Being your own manager is only half the battle.
In the old days, as you learned a trade (a skill), you would work under a journeyman (it was pretty much always a journeyMAN), until you became a journeyman yourself. (And then, if you made it to the pinnacle, you would become a master).
Today, so much of our work is more “internal,” (i.e., “information worker” work), and more and more people, even if they work within an organization, have to be ever-more self-directed. (See Zappos’ move to Holacracy: No more managers at Zappos).
Recently the always helpful Laura Vanderkam wrote How To Be Your Own Manager: Developing An External, Strategic Perspective On Your Career, Just Like A Talent Manager Would, Keeps You Moving Forward. She wrote:
…as people move in and out of roles more frequently, we’re starting to have as many jobs on our résumés as an actor might have gigs. If you want to be a rock star at what you do, here’s how to be your own manager.
She has five recommendations. They are all good, but I especially like #s 4 & 5:
#4 – Coach Your Performance
#5 – Promote Yourself
But… here’s what I think. After you manage yourself, you now have the next, maybe tougher assignment. And that is to “Supervise Yourself.”
Remember the distinction:
a person responsible for controlling or administering all or part of a company or similar organization.

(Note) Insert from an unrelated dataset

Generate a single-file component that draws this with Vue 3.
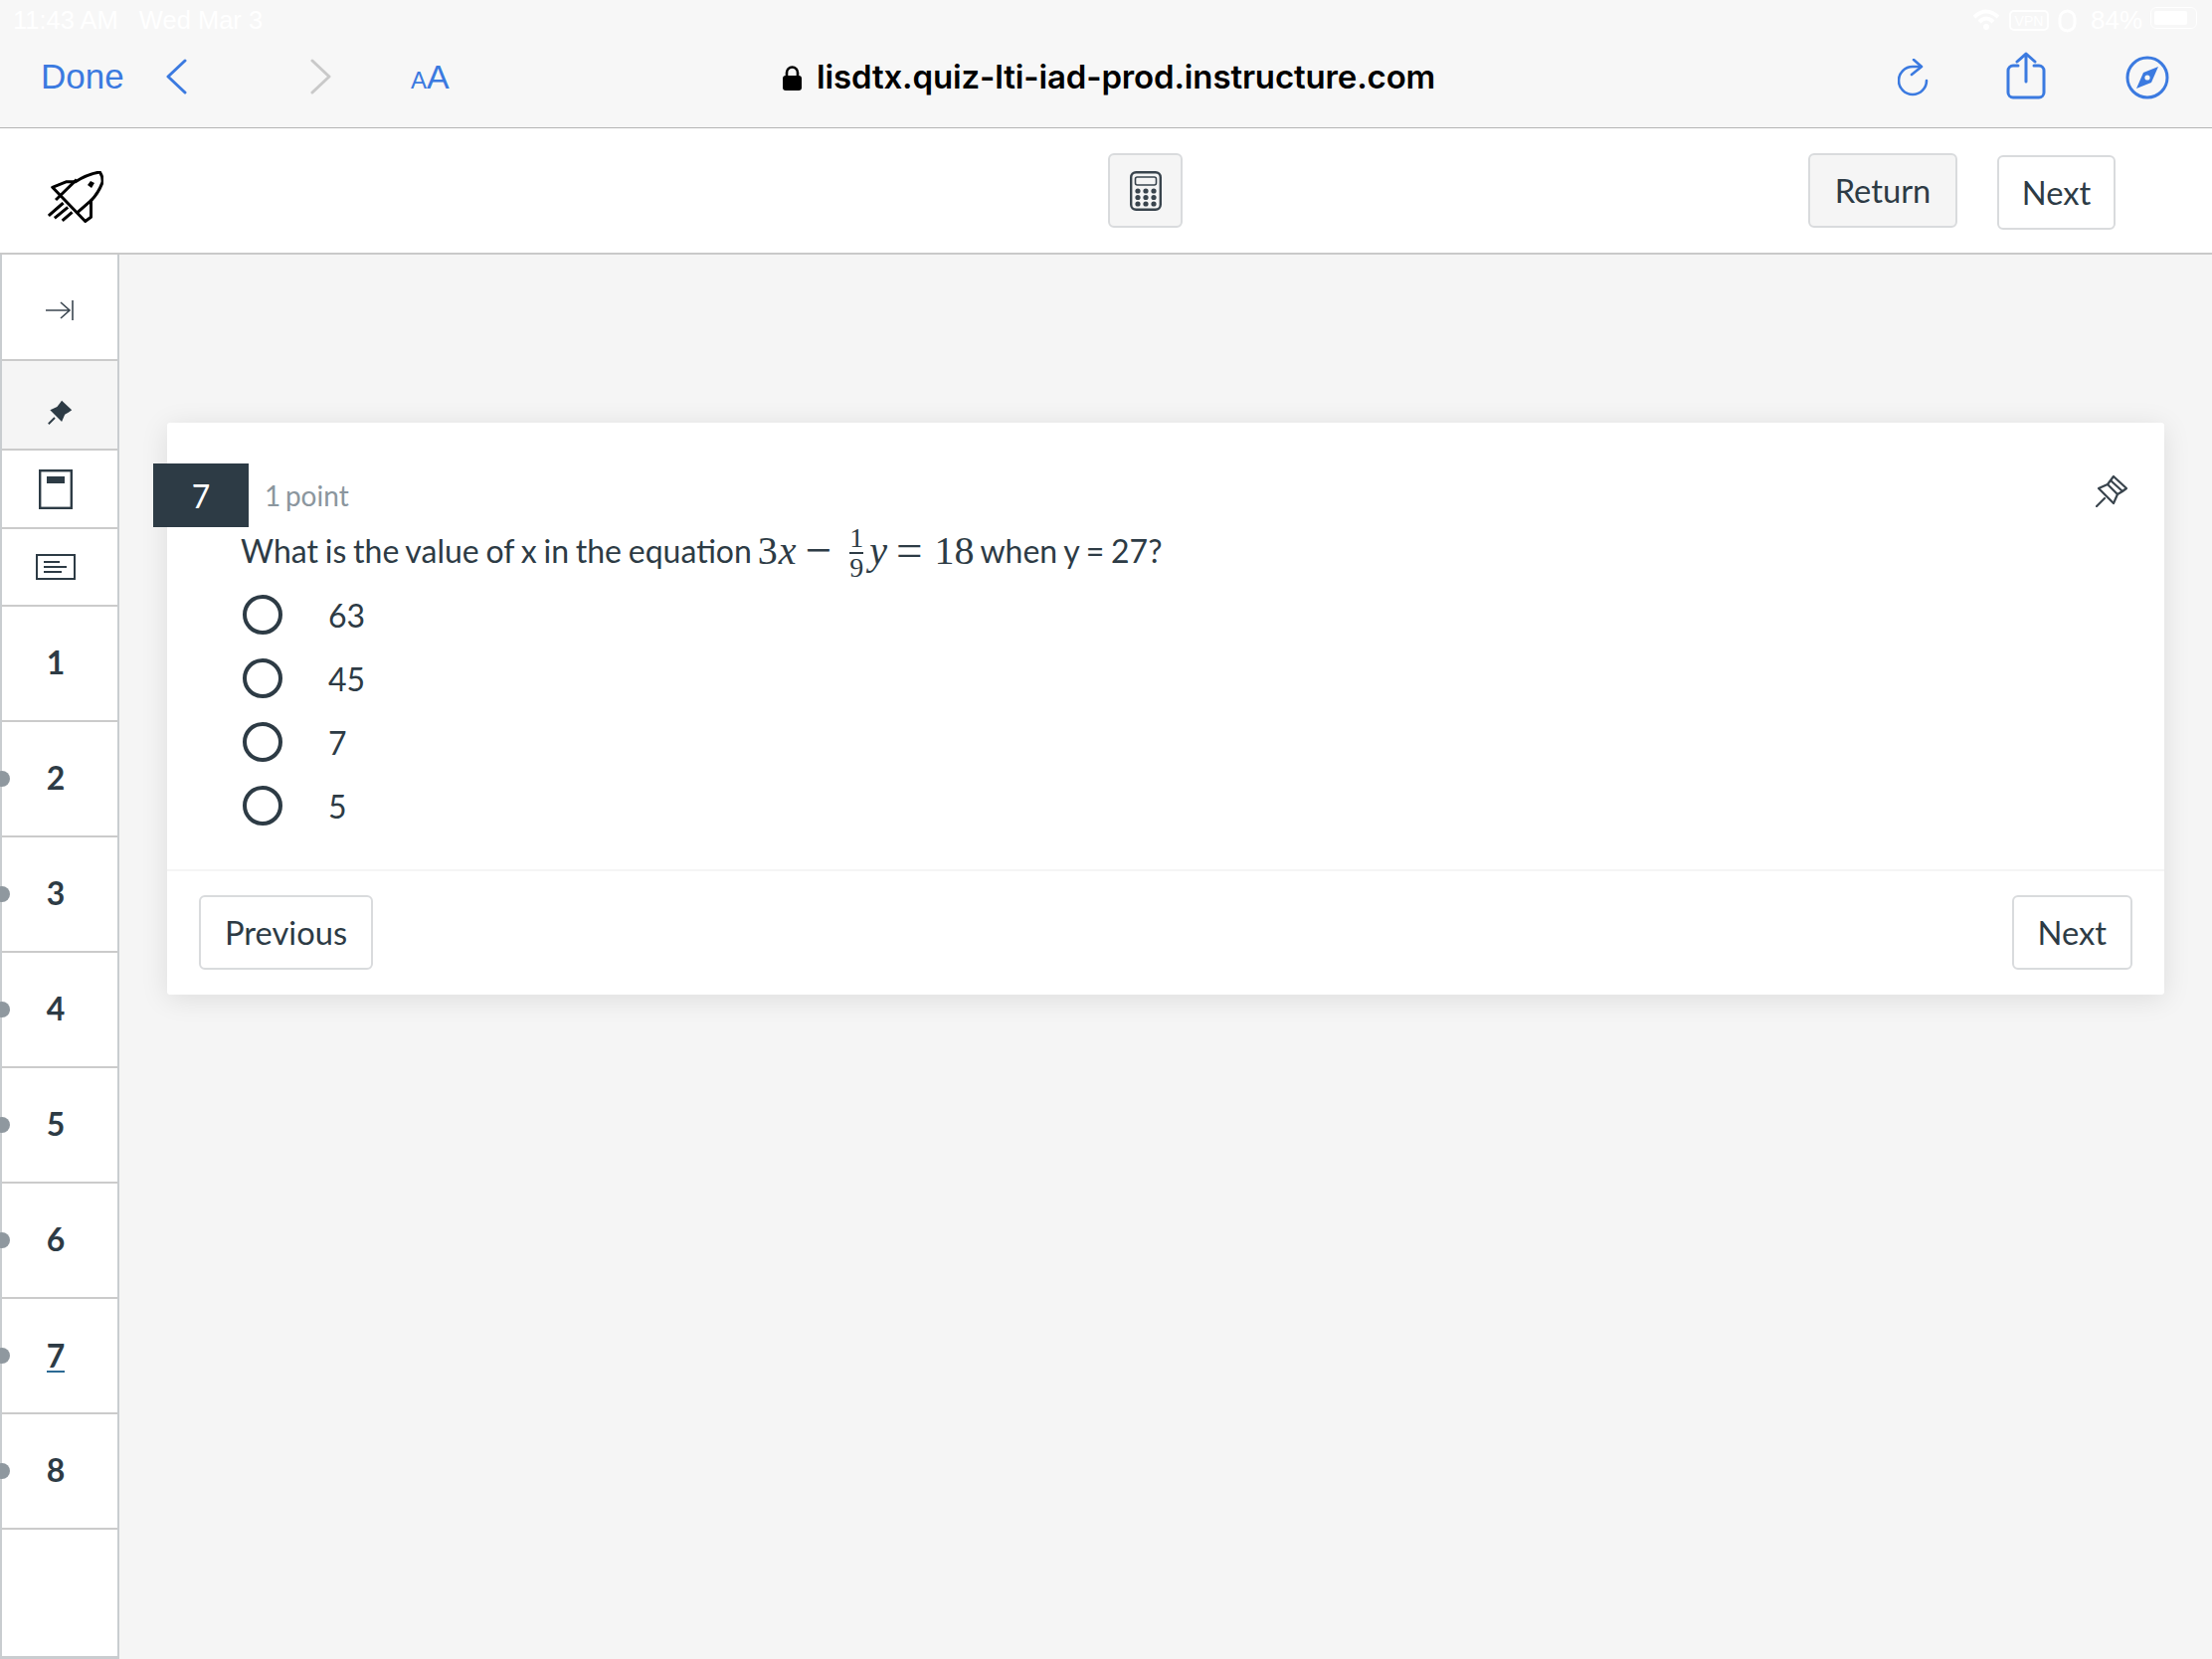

Person in the first-line management who monitors and regulates employees in their performance of assigned or delegated tasks.
Maybe, consider it this way: a manager makes sure the company is going in the right direction. The supervisors are making sure that the individuals are getting the job done; the right work done, and done well.
So, after you manage yourself, you then have to make sure the work is getting done—you have to supervise yourself, to get the work done.
And, if you have trouble here, then you have to up the game even further, and define your role as that of being a “taskmaster” to yourself.
a person who supervises rigorously the work of others.
I’ve got a hunch that this task is as important, and sometimes maybe more difficult, than it seems.
In other words, once the “right” work is planned out, then making sure the work is actually done is pretty much the whole ballgame.